De De Pyaar De 2 Review — A Sequel So Bad It Should Come With a Warning Label

Release Date : 14 Nov 2025



Ajay Devgn Gets No Dialogues to Speak, Rakul Preet Completely Ruins the Film, and Meezan Is a Pure Filler — A Complete Disaster!!

Posted On:Friday, November 14, 2025

Director - Anshul Sharma,
Writer - Luv Ranjan and Tarun 
Cast - Ajay Devgn, R Madhavan, Rakul Preet Singh, Jaaved Jaaferi, Meezaan Jafri, Gautami Kapoor, Ishita Dutta
Duration – 146 Minutes 

De De Pyaar De 2 isn’t just a bad film — it’s a cinematic catastrophe, the kind that makes you physically embarrassed for everyone involved. Watching it feels less like entertainment and more like punishment. This sequel doesn’t stumble or trip; it crashes head-first into the ground and then keeps digging. It is, without exaggeration, one of the most disastrously misguided Hindi films in recent memory.
 
Let’s start with the writing — or whatever this chaotic, clueless scribble tries to pass off as writing. Every scene drags like it's being held hostage, every emotional beat is a screaming match pretending to be depth, and the father–daughter conflict is written with an intelligence level that’s generously described as “non-existent.” The screenplay is so directionless, it’s like the filmmakers wrote five different movies, shuffled all the pages, threw half away, and shot whatever remained.
 
Ajay Devgn — a star known for his commanding presence — gets treated like background furniture. No impactful dialogues, no memorable moments, not even a scene that acknowledges his stature.
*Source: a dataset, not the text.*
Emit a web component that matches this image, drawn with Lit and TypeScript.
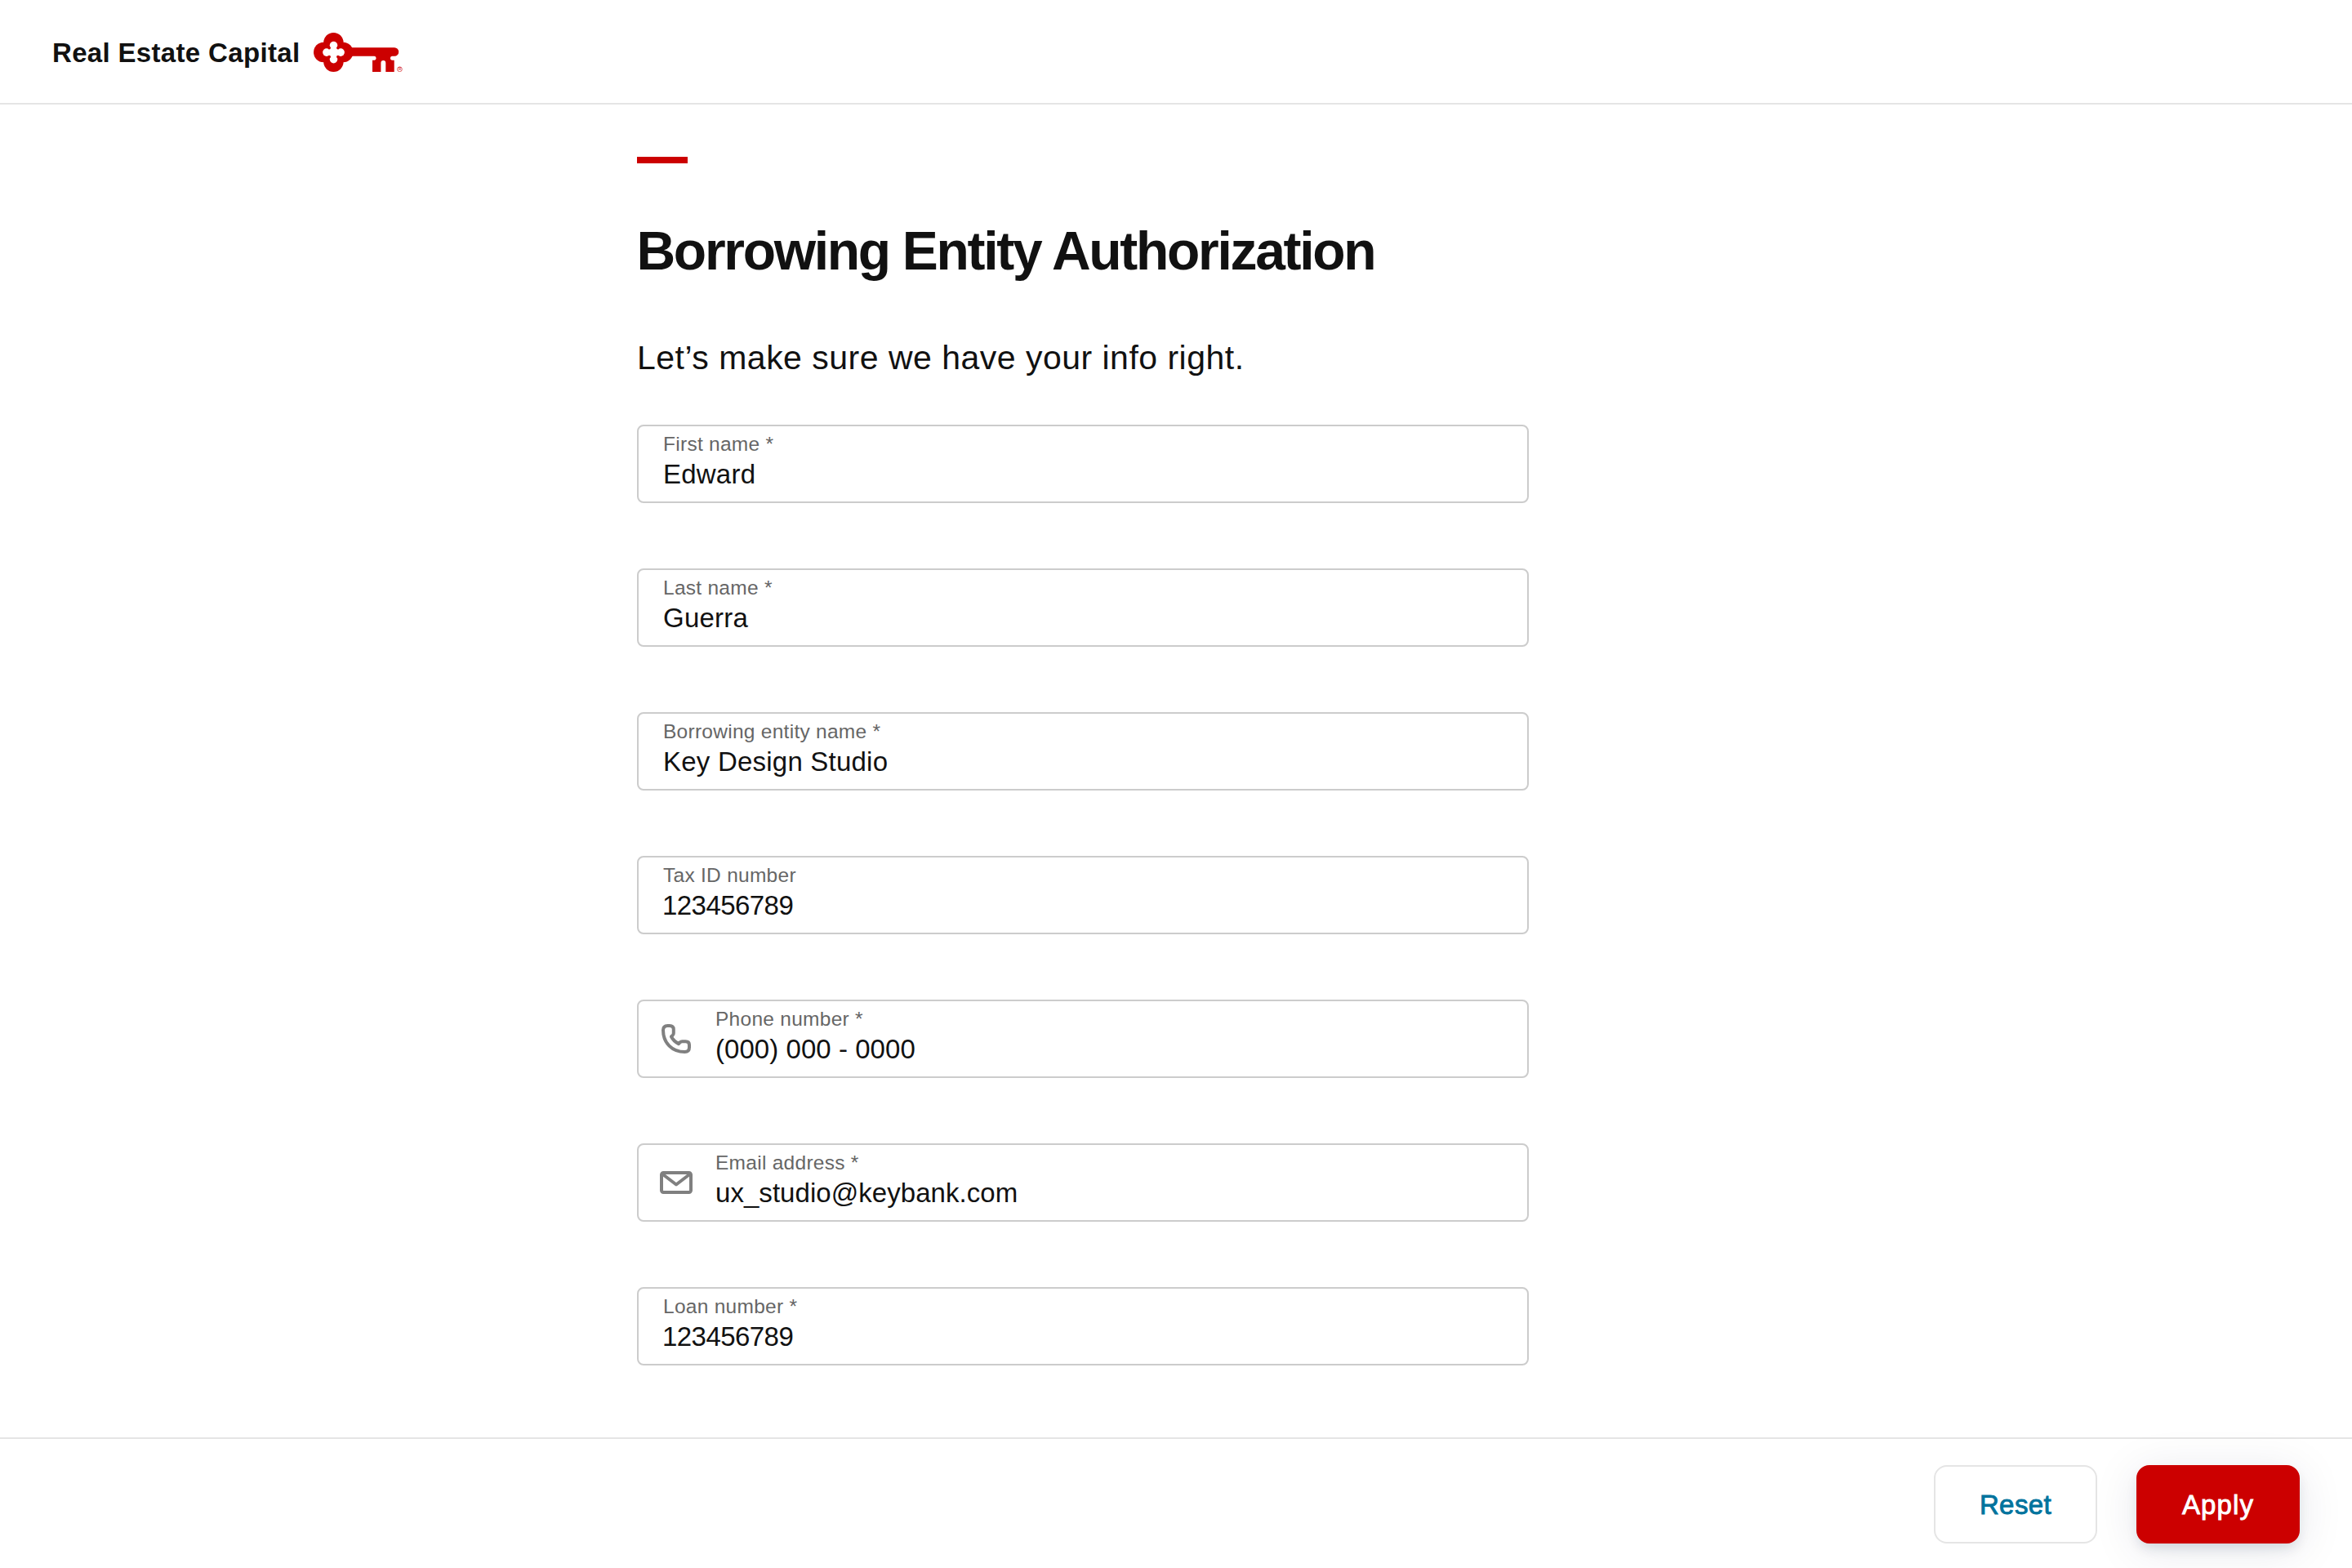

It’s as if the writers genuinely forgot he was in the film until the final edit. When a film manages to waste an actor of his caliber this thoroughly, you know something has gone very wrong.
 
R. Madhavan appears to be the only person trying to act, but even he can’t do much when the film around him is collapsing like a building with no foundation. Meezan’s character is so pointless he could be erased from the film entirely and not a single frame would change — a true cinematic filler. But the most disastrous casting choice of all is Rakul Preet Singh. Her performance doesn’t just weaken the movie — it drags it down, crushes it, and leaves it beyond repair. Miscast, emotionally flat, loud where she should be subtle, blank where she should show depth — her presence becomes an active obstacle to the story. Watching her attempt to handle emotionally heavy scenes is painfully clear proof that this role was far beyond her capacity. The gulf between her and Tabu from the first film is so enormous it should be illegal to compare them.
 
The comedy is lifeless, the music is forgettable, and the Dubai sequence is a 30-minute monstrosity of forced filmmaking that exists for no purpose other than to torture the audience further. By the time the film stumbles into its limp finale, you’re not just checked out — you’re wondering why this film was greenlit at all.

Verdict: A disastrous sequel with zero direction, zero emotional intelligence, and zero justification for its existence. A spectacular failure from start to finish.